Tell how many lines in the data below hold the string "page"; give nothing but the number.

***

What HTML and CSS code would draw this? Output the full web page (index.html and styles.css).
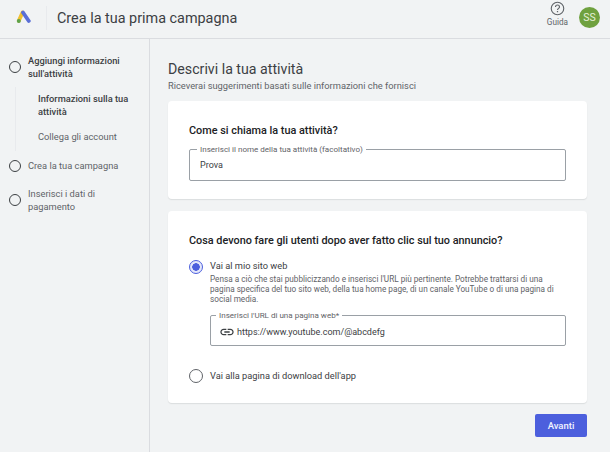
FILE: index.html
```html
<!DOCTYPE html>
<html lang="it">
<head>
<meta charset="utf-8">
<title>Crea la tua prima campagna</title>
<link rel="stylesheet" href="styles.css">
</head>
<body>
<header class="topbar">
  <svg class="logo" viewBox="0 0 16 14" width="16" height="14" aria-hidden="true">
    <path d="M6.500 2.500 L2.800 10.800" stroke="#f0c030" stroke-width="3.800" stroke-linecap="round" fill="none"/>
    <path d="M7 2.500 L12.800 11" stroke="#5a6fd6" stroke-width="3.800" stroke-linecap="round" fill="none"/>
    <circle cx="2.800" cy="11" r="2" fill="#5da24a"/>
  </svg>
  <div class="topbar-rule"></div>
  <h1 class="page-title">Crea la tua prima campagna</h1>
  <div class="help">
    <svg viewBox="0 0 24 24" width="15" height="15" aria-hidden="true">
      <circle cx="12" cy="12" r="10" fill="none" stroke="#5f6368" stroke-width="1.800"/>
      <path d="M8.800 9.500a3.200 3.200 0 0 1 6.400 0c0 2.200-3.200 2.400-3.200 5" fill="none" stroke="#5f6368" stroke-width="1.800"/>
      <rect x="11" y="16" width="2" height="2" fill="#5f6368"/>
    </svg>
    <span>Guida</span>
  </div>
  <div class="avatar">SS</div>
</header>
<div class="shell">
  <nav class="sidebar">
    <div class="step step-active">
      <span class="step-dot"></span>
      <span>Aggiungi informazioni sull'attività</span>
    </div>
    <div class="substeps">
      <div class="substep substep-active">Informazioni sulla tua attività</div>
      <div class="substep">Collega gli account</div>
    </div>
    <div class="step step-single">
      <span class="step-dot"></span>
      <span>Crea la tua campagna</span>
    </div>
    <div class="step step-last">
      <span class="step-dot"></span>
      <span>Inserisci i dati di pagamento</span>
    </div>
  </nav>
  <main class="content">
    <h2 class="heading">Descrivi la tua attività</h2>
    <p class="subheading">Riceverai suggerimenti basati sulle informazioni che fornisci</p>
    <section class="card card-name">
      <h3 class="card-title">Come si chiama la tua attività?</h3>
      <fieldset class="field">
        <legend>Inserisci il nome della tua attività (facoltativo)</legend>
        <span class="field-value field-name-value">Prova</span>
      </fieldset>
    </section>
    <section class="card card-goal">
      <h3 class="card-title">Cosa devono fare gli utenti dopo aver fatto clic sul tuo annuncio?</h3>
      <div class="option option-first">
        <span class="radio radio-on"></span>
        <div class="option-body">
          <div class="option-label">Vai al mio sito web</div>
          <p class="option-help">Pensa a ciò che stai pubblicizzando e inserisci l'URL più pertinente. Potrebbe trattarsi di una pagina specifica del tuo sito web, della tua home page, di un canale YouTube o di una pagina di social media.</p>
          <fieldset class="field field-url">
            <legend>Inserisci l'URL di una pagina web*</legend>
            <svg class="link-icon" viewBox="0 0 24 24" width="16" height="16" aria-hidden="true">
              <path d="M3.900 12c0-1.700 1.400-3.100 3.100-3.100h4V7H7c-2.800 0-5 2.200-5 5s2.200 5 5 5h4v-1.900H7c-1.700 0-3.100-1.400-3.100-3.100zM8 13h8v-2H8v2zm9-6h-4v1.900h4c1.700 0 3.100 1.400 3.100 3.100s-1.400 3.100-3.100 3.100h-4V17h4c2.800 0 5-2.200 5-5s-2.200-5-5-5z" fill="#3c4043"/>
            </svg>
            <span class="field-value">https://www.youtube.com/@abcdefg</span>
          </fieldset>
        </div>
      </div>
      <div class="option option-second">
        <span class="radio"></span>
        <div class="option-label">Vai alla pagina di download dell'app</div>
      </div>
    </section>
    <div class="actions"><button class="next" type="button">Avanti</button></div>
  </main>
</div>
</body>
</html>
```
FILE: styles.css
```css
* { box-sizing: border-box; }
html, body { margin: 0; height: 100%; }
body {
  width: 610px;
  height: 452px;
  overflow: hidden;
  background: #f1f3f4;
  color: #3c4043;
  font-family: Roboto, "Liberation Sans", sans-serif;
}
.topbar {
  height: 39px;
  display: flex;
  align-items: center;
  border-bottom: 1px solid #dadce0;
  padding: 0 10px 0 16px;
}
.logo { flex: none; margin-bottom: 4px; }
.topbar-rule { width: 1px; height: 24px; background: #e8eaed; margin: 0 10px 2px 14px; }
.page-title {
  margin: 0 0 2px;
  font-size: 14.400px;
  font-weight: 400;
  color: #3c4043;
  flex: 1;
}
.help {
  display: flex;
  flex-direction: column;
  align-items: center;
  align-self: flex-start;
  padding-top: 1px;
  font-size: 8.200px;
  line-height: 9px;
  color: #5f6368;
  gap: 2px;
  margin-right: 11px;
}
.avatar {
  width: 21px;
  height: 21px;
  margin-bottom: 3px;
  border-radius: 50%;
  background: #6fa13f;
  color: #e6f0d8;
  font-size: 10.500px;
  display: flex;
  align-items: center;
  justify-content: center;
}
.shell { display: flex; height: 413px; }
.sidebar {
  width: 150px;
  flex: none;
  border-right: 1px solid #dadce0;
  padding: 15px 8px 0 9px;
  font-size: 9.300px;
  line-height: 13px;
  color: #5f6368;
}
.step { display: flex; align-items: center; gap: 7px; }
.step-active { font-weight: 500; color: #3c4043; }
.step-dot {
  width: 12px;
  height: 12px;
  flex: none;
  border: 1.300px solid #3c4043;
  border-radius: 50%;
}
.substeps {
  margin: 7px 0 0 6px;
  border-left: 1px solid #e8eaed;
  padding: 4.500px 0 7.500px 22px;
}
.substep-active { font-weight: 500; color: #3c4043; margin-bottom: 12.500px; }
.step-single { margin-top: 8.500px; }
.step-last { margin-top: 15px; }
.content { flex: 1; padding: 21px 23px 0 18px; }
.heading { margin: 0; font-size: 14.200px; line-height: 18px; font-weight: 400; color: #3c4043; }
.subheading { margin: 2px 0 0; font-size: 9.300px; line-height: 12px; color: #5f6368; }
.card {
  background: #fff;
  border-radius: 4px;
  box-shadow: 0 1px 1px rgba(60, 64, 67, .12);
  padding: 0 21px;
}
.card-name { height: 98px; margin-top: 9px; padding-top: 21.500px; }
.card-goal { height: 192px; margin-top: 12px; padding-top: 21.500px; }
.card-title { margin: 0; font-size: 10.850px; line-height: 15px; font-weight: 500; color: #202124; }
.field {
  margin: 0;
  min-width: 0;
  border: 1px solid #9aa0a6;
  border-radius: 2px;
  padding: 0 10px;
  display: flex;
  align-items: center;
}
.card-name .field { margin-top: 7.500px; height: 36px; }
.field legend {
  margin-left: -3px;
  padding: 0 3px;
  font-size: 8.050px;
  line-height: 9px;
  color: #5f6368;
  height: 9px;
}
.field-value { font-size: 9px; color: #3c4043; }
.field-name-value { margin-bottom: 4px; }
.option { display: flex; gap: 7px; }
.option-first { margin-top: 11.500px; }
.option-second { margin-top: 23px; align-items: center; }
.radio {
  width: 14px;
  height: 14px;
  flex: none;
  border: 1.500px solid #5f6368;
  border-radius: 50%;
  background: #fff;
}
.radio-on {
  margin-top: 1px;
  border-color: #4c5fdd;
  background: radial-gradient(circle, #4c5fdd 0 3.500px, #e4e7fa 4px);
}
.option-body { flex: 1; min-width: 0; }
.option-label { font-size: 9.250px; line-height: 14px; color: #3c4043; }
.option-help { margin: 1px 0 0; font-size: 8.200px; line-height: 10px; color: #5f6368; }
.field-url { margin-top: 6.500px; height: 35.500px; padding: 0 8px; gap: 2px; }
.link-icon { flex: none; }
.actions { display: flex; justify-content: flex-end; margin-top: 11px; }
.next {
  width: 52px;
  height: 23px;
  border: 0;
  border-radius: 2px;
  background: #4c5fdd;
  color: #f1f3ff;
  font: 500 9.500px Roboto, "Liberation Sans", sans-serif;
  padding: 0;
}
```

***

◆ The result:
4